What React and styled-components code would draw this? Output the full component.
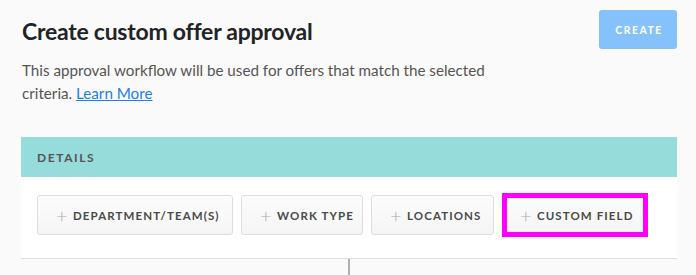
import React from "react";
import styled, { createGlobalStyle } from "styled-components";

const GlobalStyle = createGlobalStyle`
  html, body {
    margin: 0;
    padding: 0;
    background: #fafafa;
  }
  body {
    font-family: "Lato", "Open Sans", sans-serif;
    color: #333;
  }
`;

const filters = [
  { label: "Department/team(s)", width: 196 },
  { label: "Work type", width: 122 },
  { label: "Locations", width: 123 },
  { label: "Custom field", width: 146, highlighted: true },
];

export default function App() {
  return (
    <>
      <GlobalStyle />
      <Page>
        <TopRow>
          <Title>Create custom offer approval</Title>
          <CreateButton>Create</CreateButton>
        </TopRow>
        <Description>
          This approval workflow will be used for offers that match the selected
          criteria. <Link href="#">Learn More</Link>
        </Description>
        <Panel>
          <PanelHeader>Details</PanelHeader>
          <PanelBody>
            {filters.map((f) => (
              <FilterButton key={f.label} $w={f.width} $highlighted={f.highlighted}>
                <Plus>+</Plus>
                {f.label}
              </FilterButton>
            ))}
          </PanelBody>
        </Panel>
        <Connector />
      </Page>
    </>
  );
}

const Page = styled.div`
  padding: 10px 19px 0 21px;
`;

const TopRow = styled.div`
  display: flex;
  justify-content: space-between;
  align-items: flex-start;
`;

const Title = styled.h1`
  margin: 6px 0 0 1px;
  font-size: 23px;
  line-height: 30px;
  font-weight: 700;
  color: #222326;
  letter-spacing: -0.25px;
`;

const CreateButton = styled.button`
  width: 78px;
  height: 39px;
  border: none;
  border-radius: 3px;
  background: #85c2fb;
  color: #fff;
  font-family: "Lato", sans-serif;
  font-size: 10.5px;
  font-weight: 700;
  letter-spacing: 1.5px;
  text-transform: uppercase;
  padding: 0 0 0 2px;
`;

const Description = styled.p`
  margin: 10px 0 0 1px;
  width: 500px;
  font-size: 15.2px;
  line-height: 23px;
  color: #555;
`;

const Link = styled.a`
  color: #1a7fef;
  text-decoration: underline;
`;

const Panel = styled.div`
  margin-top: 32px;
  background: #fff;
  border-bottom: 1px solid #ddd;
`;

const PanelHeader = styled.div`
  height: 40px;
  display: flex;
  align-items: center;
  padding-left: 16px;
  background: #95dcdb;
  color: #555;
  font-size: 12px;
  font-weight: 700;
  letter-spacing: 1.6px;
  text-transform: uppercase;
`;

const PanelBody = styled.div`
  display: flex;
  align-items: center;
  gap: 8px;
  padding: 18px 16px 23px;
`;

const FilterButton = styled.button`
  display: flex;
  align-items: center;
  flex: none;
  box-sizing: border-box;
  white-space: nowrap;
  width: ${(p) => p.$w}px;
  height: ${(p) => (p.$highlighted ? "44px" : "40px")};
  margin: ${(p) => (p.$highlighted ? "-2px 0" : "0")};
  padding: ${(p) => (p.$highlighted ? "0 0 0 13px" : "0 0 0 18px")};
  border: ${(p) => (p.$highlighted ? "5px solid #ff00ff" : "1px solid #ddd")};
  border-radius: ${(p) => (p.$highlighted ? "0" : "3px")};
  background: linear-gradient(#fcfcfc, #f5f5f5);
  color: #4a4a4a;
  font-family: "Lato", sans-serif;
  font-size: 11.5px;
  font-weight: 700;
  letter-spacing: 1.1px;
  text-transform: uppercase;
`;

const Plus = styled.span`
  width: 10px;
  margin-right: 7px;
  color: #aaa;
  font-size: 20px;
  font-weight: 300;
  letter-spacing: 0;
  line-height: 1;
`;

const Connector = styled.div`
  width: 2px;
  height: 20px;
  margin-left: 327px;
  background: #b0b0b0;
`;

==================================================

→ What you are asked to do
List every line above containing the word "components".

→ Exercise response
What React and styled-components code would draw this? Output the full component.
import styled, { createGlobalStyle } from "styled-components";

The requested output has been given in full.